Coming into the season, I was skeptical about whether the 23-year-old DeRozan, whom the Raps tapped with the ninth overall pick in the 2009 NBA draft, could be a team-carrying player, the sort of focal point capable of assuming primary offensive responsibility for a successful and competitive NBA team. And like BDL Editor Kelly Dwyer, I was skeptical that the Raptors' October decision to extend DeRozan for four years and $38 million was a wise move, both from a talent perspective and a team-building, long-term balance-sheet perspective. There are legitimate concerns in treating DeRozan like he is a star — for all his athleticism, he's neither an especially gifted one-on-one creator nor a top-flight wing defender; he doesn't shoot the 3 well; and as his usage has gone up over his career, his offensive contributions have tended to stagnate or decline.

This year, though, we've seen some improvements in DeRozan's game. He's still not a top-flight perimeter defender and he'll likely always have difficulty anchoring in the post with his thin frame, but he's allowing significantly fewer points per possession on isolation plays than he had in his first three seasons, according to Synergy Sports Technology's game-charting data. He's still not a consistently reliable floor-spacer, but he's hitting a career-high 30.9 percent of his 3-point tries this year, and improved his percentage from midrange (where he's taken more than 45 percent of his attempts this season) from 36.3 percent last year to 41.4 percent this year, according to NBA.com's stat tool.

He's seemed more willing to take the reins and more comfortable when doing so, even though it hasn't always worked out for the 12-20 Raptors; he's working his ass off, you can see the results, and stories like this help illustrate the process that goes into it. While we're proposing toasts and making sure old acquaintances aren't forgotten, he's trying to figure out if he took the wrong first step midway through the second quarter against Philly in November.

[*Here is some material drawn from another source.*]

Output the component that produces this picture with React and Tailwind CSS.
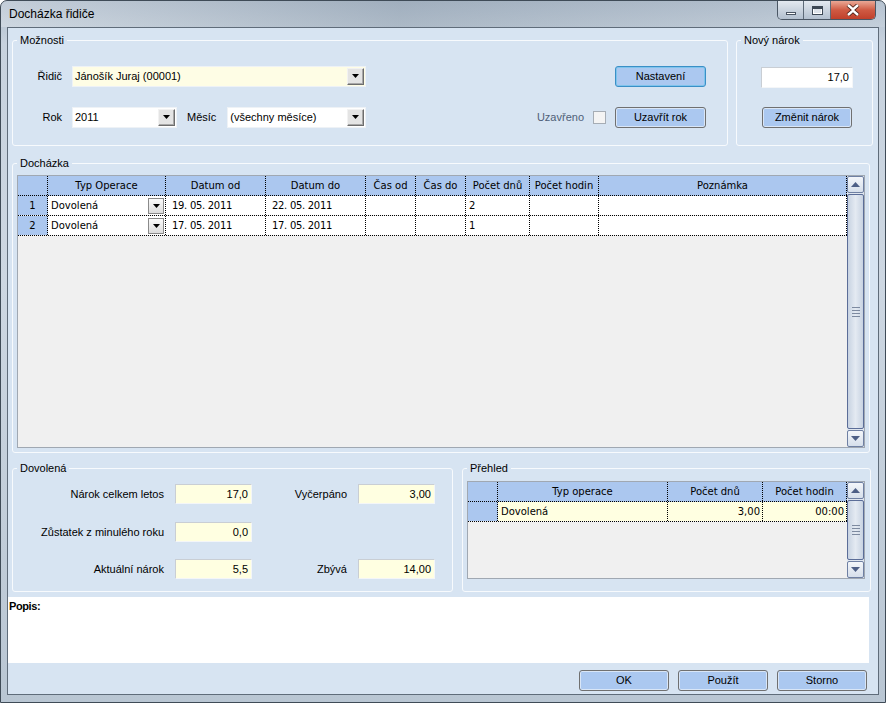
import React from "react";

const ui = "font-['Liberation_Sans',Arial,sans-serif]";
const gridFont = "font-['DejaVu_Sans',Verdana,sans-serif]";

// small black triangle used by combo boxes
const DownTri = ({ color = "#000" }) => (
  <svg width="7" height="4" viewBox="0 0 7 4">
    <path d="M0 0h7L3.5 4z" fill={color} />
  </svg>
);

const UpTri = ({ color = "#4d5f86" }) => (
  <svg width="9" height="5" viewBox="0 0 9 5">
    <path d="M0 5h9L4.5 0z" fill={color} />
  </svg>
);

const DropBtn = ({ className = "" }) => (
  <div
    className={`flex items-center justify-center w-[17px] h-[17px] border border-t-[#f2f2f2] border-l-[#f2f2f2] border-b-[#6d6d6d] border-r-[#6d6d6d] bg-[#e4e4e4] shadow-[inset_-1px_-1px_0_#a8a8a8] ${className}`}
  >
    <DownTri />
  </div>
);

const Combo = ({ className = "", value, yellow }) => (
  <div
    className={`flex items-center h-[21px] border border-[#eef2f6] ${yellow ? "bg-[#fefde5]" : "bg-white"} ${className}`}
  >
    <span className="flex-1 pl-[2px] text-[11px] whitespace-nowrap overflow-hidden">{value}</span>
    <DropBtn className="mr-[1px]" />
  </div>
);

const Button = ({ children, className = "", focused }) => (
  <div
    className={`flex items-center justify-center h-[21px] rounded-[3px] border text-[11px] bg-[#abc8f0] ${
      focused
        ? "border-[#3a8fc7] shadow-[inset_0_0_0_1px_#7fc4ec]"
        : "border-[#707070] shadow-[inset_0_0_0_1px_#d9e6f7]"
    } ${className}`}
  >
    {children}
  </div>
);

const Field = ({ value, className = "", yellow = true }) => (
  <div
    className={`flex items-center justify-end h-[20px] pr-[3px] text-[11px] border border-t-[#c9ced4] border-l-[#c9ced4] border-b-[#f4f6f8] border-r-[#f4f6f8] ${yellow ? "bg-[#ffffe1]" : "bg-white"} ${className}`}
  >
    {value}
  </div>
);

const Group = ({ title, className = "", children }) => (
  <fieldset className={`border border-[#f7fafd] rounded-[3px] ${className}`}>
    <legend className="ml-[4px] px-[3px] text-[11px] leading-[13px]">{title}</legend>
    {children}
  </fieldset>
);

const VScroll = () => (
  <div className="w-[17px] flex flex-col bg-[#dfe6ef]">
    <div className="h-[17px] flex items-center justify-center rounded-[2px] border border-[#6f80a3] bg-gradient-to-b from-[#f3f6fa] to-[#d6dfeb]">
      <UpTri />
    </div>
    <div className="flex-1 my-[1px] flex flex-col items-center justify-center gap-[2px] rounded-[2px] border border-[#5b6d98] bg-[linear-gradient(to_right,#c8d3e2,#e4eaf2_50%,#c8d3e2)]">
      <div className="w-[8px] h-[1px] bg-[#7d8aa0]" />
      <div className="w-[8px] h-[1px] bg-[#7d8aa0]" />
      <div className="w-[8px] h-[1px] bg-[#7d8aa0]" />
      <div className="w-[8px] h-[1px] bg-[#7d8aa0]" />
    </div>
    <div className="h-[17px] flex items-center justify-center rounded-[2px] border border-[#6f80a3] bg-gradient-to-b from-[#f3f6fa] to-[#d6dfeb]">
      <svg width="9" height="5" viewBox="0 0 9 5">
        <path d="M0 0h9L4.5 5z" fill="#4d5f86" />
      </svg>
    </div>
  </div>
);

const cell = "border-r border-dotted border-black h-full flex items-center whitespace-nowrap overflow-hidden";

const attendance = [
  { n: 1, typ: "Dovolená", od: "19. 05. 2011", do: "22. 05. 2011", dny: "2" },
  { n: 2, typ: "Dovolená", od: "17. 05. 2011", do: "17. 05. 2011", dny: "1" },
];

const AttendanceGrid = () => (
  <div className={`flex ml-[4px] mt-[5px] w-[848px] h-[273px] border border-[#a0a8b2] bg-[#f0f0f0] ${gridFont} text-[10px]`}>
    <div className="flex-1 flex flex-col">
      <div className="flex h-[20px] bg-[#abc7ef] border-b border-dotted border-black">
        <div className={`${cell} w-[30px]`} />
        <div className={`${cell} w-[118px] justify-center`}>Typ Operace</div>
        <div className={`${cell} w-[100px] justify-center`}>Datum od</div>
        <div className={`${cell} w-[100px] justify-center`}>Datum do</div>
        <div className={`${cell} w-[50px] justify-center`}>Čas od</div>
        <div className={`${cell} w-[50px] justify-center`}>Čas do</div>
        <div className={`${cell} w-[64px] justify-center`}>Počet dnů</div>
        <div className={`${cell} w-[69px] justify-center`}>Počet hodin</div>
        <div className={`${cell} w-[248px] justify-center`}>Poznámka</div>
      </div>
      {attendance.map((r) => (
        <div key={r.n} className="flex h-[20px] border-b border-dotted border-black">
          <div className={`${cell} w-[30px] justify-center bg-[#abc7ef]`}>{r.n}</div>
          <div className={`${cell} w-[118px] bg-white pl-[3px]`}>
            <span className="flex-1">{r.typ}</span>
            <div className="flex items-center justify-center w-[16px] h-[16px] mr-[1px] border border-[#8a8a8a] bg-gradient-to-b from-[#fafafa] to-[#dcdcdc]">
              <DownTri />
            </div>
          </div>
          <div className={`${cell} w-[100px] bg-white pl-[6px] tracking-[-0.3px]`}>{r.od}</div>
          <div className={`${cell} w-[100px] bg-white pl-[6px] tracking-[-0.3px]`}>{r.do}</div>
          <div className={`${cell} w-[50px] bg-white`} />
          <div className={`${cell} w-[50px] bg-white`} />
          <div className={`${cell} w-[64px] bg-white pl-[3px]`}>{r.dny}</div>
          <div className={`${cell} w-[69px] bg-white`} />
          <div className={`${cell} w-[248px] bg-white`} />
        </div>
      ))}
    </div>
    <VScroll />
  </div>
);

const SummaryGrid = () => (
  <div className={`flex ml-[4px] mt-[6px] w-[398px] h-[98px] border border-[#a0a8b2] bg-[#f0f0f0] ${gridFont} text-[10px]`}>
    <div className="flex-1 flex flex-col">
      <div className="flex h-[20px] bg-[#abc7ef] border-b border-dotted border-black">
        <div className={`${cell} w-[30px]`} />
        <div className={`${cell} w-[170px] justify-center`}>Typ operace</div>
        <div className={`${cell} w-[95px] justify-center`}>Počet dnů</div>
        <div className={`${cell} w-[84px] justify-center`}>Počet hodin</div>
      </div>
      <div className="flex h-[20px] border-b border-dotted border-black">
        <div className={`${cell} w-[30px] bg-[#abc7ef]`} />
        <div className={`${cell} w-[170px] bg-[#ffffe1] pl-[3px]`}>Dovolená</div>
        <div className={`${cell} w-[95px] bg-[#ffffe1] justify-end pr-[2px]`}>3,00</div>
        <div className={`${cell} w-[84px] bg-[#ffffe1] justify-end pr-[2px]`}>00:00</div>
      </div>
    </div>
    <VScroll />
  </div>
);

const CaptionButtons = () => (
  <div className="flex h-[19px] mr-[9px] rounded-b-[5px] border border-t-0 border-[#4a5664] overflow-hidden">
    <div className="w-[26px] flex items-end justify-center pb-[4px] bg-gradient-to-b from-[#e3e9f0] to-[#b3c0cf] border-r border-[#5d6a78]">
      <div className="w-[10px] h-[3px] bg-white border border-[#4a5563]" />
    </div>
    <div className="w-[27px] flex items-center justify-center bg-gradient-to-b from-[#e3e9f0] to-[#b3c0cf] border-r border-[#5d6a78]">
      <div className="w-[11px] h-[9px] bg-[#dde3ea] border border-[#3d4855] shadow-[inset_0_2px_0_#3d4855,inset_0_0_0_1px_white]" />
    </div>
    <div className="w-[44px] flex items-center justify-center bg-gradient-to-b from-[#e9a896] via-[#cf5a43] to-[#c0402b]">
      <svg width="14" height="12" viewBox="0 0 14 12">
        <path d="M2 1l5 4.5L12 1M2 11l5-4.5L12 11" stroke="#4a2018" strokeWidth="4.2" fill="none" />
        <path d="M2 1l5 4.5L12 1M2 11l5-4.5L12 11" stroke="#fff" strokeWidth="2.4" fill="none" />
      </svg>
    </div>
  </div>
);

export default function App() {
  return (
    <div className={`w-[886px] h-[703px] flex flex-col border border-[#3f4b57] rounded-t-[7px] overflow-hidden bg-[linear-gradient(to_bottom,#aebccb,#c7d2de_6%,#cdd7e2_40%,#b9c6d3)] ${ui} text-black`}>
      <div className="h-[26px] flex items-start justify-between bg-[linear-gradient(to_right,rgba(255,255,255,0.25),rgba(120,135,150,0.25)_45%,rgba(255,255,255,0.1))]">
        <div className="pl-[8px] pt-[6px] text-[12px] leading-[15px]">Docházka řidiče</div>
        <CaptionButtons />
      </div>
      <div className="flex-1 flex px-[6px] pb-[7px]">
        <div className="flex-1 flex flex-col border border-[#5f6c7a] bg-[#d7e4f2] pt-[6px]">
          <div className="flex pl-[4px] gap-[8px]">
            <Group title="Možnosti" className="w-[716px] h-[112px]">
              <div className="pt-[18px] pr-[21px]">
                <div className="flex items-center">
                  <span className="w-[49px] text-right text-[11px]">Řidič</span>
                  <Combo className="ml-[10px] w-[294px]" value="Jánošík Juraj (00001)" yellow />
                  <Button focused className="ml-auto w-[91px] mt-[1px]">Nastavení</Button>
                </div>
                <div className="flex items-center mt-[19px]">
                  <span className="w-[49px] text-right text-[11px]">Rok</span>
                  <Combo className="ml-[10px] w-[105px]" value="2011" />
                  <span className="ml-[10px] text-[11px]">Měsíc</span>
                  <Combo className="ml-[11px] w-[139px]" value="(všechny měsíce)" />
                  <span className="ml-auto text-[11px] text-[#4f5f78]">Uzavřeno</span>
                  <div className="ml-[9px] w-[13px] h-[13px] border border-[#a6adb5] bg-[#f4f4f4]" />
                  <Button className="ml-[9px] w-[91px] mt-[1px]">Uzavřít rok</Button>
                </div>
              </div>
            </Group>
            <Group title="Nový nárok" className="w-[137px] h-[112px]">
              <Field value="17,0" yellow={false} className="ml-[24px] mt-[20px] w-[92px] h-[21px]" />
              <Button className="ml-[25px] mt-[19px] w-[90px] h-[20px]">Změnit nárok</Button>
            </Group>
          </div>

          <Group title="Docházka" className="ml-[4px] mt-[11px] w-[858px] h-[296px]">
            <AttendanceGrid />
          </Group>

          <div className="flex pl-[4px] gap-[9px] mt-[9px]">
            <Group title="Dovolená" className="w-[441px] h-[130px]">
              <div className="flex flex-col gap-[17px] pt-[9px] text-[11px]">
                <div className="flex items-center">
                  <span className="w-[151px] text-right">Nárok celkem letos</span>
                  <Field value="17,0" className="ml-[11px] w-[77px]" />
                  <span className="w-[95px] text-right">Vyčerpáno</span>
                  <Field value="3,00" className="ml-[11px] w-[77px]" />
                </div>
                <div className="flex items-center mt-[1px]">
                  <span className="w-[151px] text-right">Zůstatek z minulého roku</span>
                  <Field value="0,0" className="ml-[11px] w-[77px]" />
                </div>
                <div className="flex items-center">
                  <span className="w-[151px] text-right">Aktuální nárok</span>
                  <Field value="5,5" className="ml-[11px] w-[77px]" />
                  <span className="w-[95px] text-right">Zbývá</span>
                  <Field value="14,00" className="ml-[11px] w-[77px]" />
                </div>
              </div>
            </Group>
            <Group title="Přehled" className="w-[409px] h-[130px]">
              <SummaryGrid />
            </Group>
          </div>

          <div className="mt-[5px] h-[66px] w-[861px] bg-white">
            <div className="pl-[1px] pt-[1px] text-[11px] font-bold tracking-[-0.4px]">Popis:</div>
          </div>

          <div className="flex justify-end gap-[9px] mt-[7px] pr-[11px]">
            <Button className="w-[90px] h-[20px]">OK</Button>
            <Button className="w-[90px] h-[20px]">Použít</Button>
            <Button className="w-[90px] h-[20px]">Storno</Button>
          </div>
        </div>
      </div>
    </div>
  );
}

That's kind of amazing.

Little by little, he's answering our questions about whether he was worth the Raptors' investment, in part by answering questions about his own play and development, according to Smith:

“I’m more confident in every decision I make on both ends . . . more comfortable and understanding and not questioning none of my opportunities,” he said.

Questions like?

“Whether I should drive or shoot or if I should be aggressive this time,” he said. “I think I’m just reading situations better than I was and understanding what I have to do, not just for myself but for the next person on the team.”

Just growing up.

“It comes with experience and I watch a lot of film,” he said. “Just understanding defences or how they’re going to play me.

“Just little stuff that I never paid attention to before.”

If he keeps paying attention to it, he'll be a rotation player in this league for a long time; if his level of attention meets his level of pure athletic ability and propels north, he could be someone for us to pay attention to for years to come. Either way, hearing stories like this must make it easier for Raptors fans to feel good about the franchise's decision to lock DeRozan down for four more years and rely on him as an integral part of the team's future development.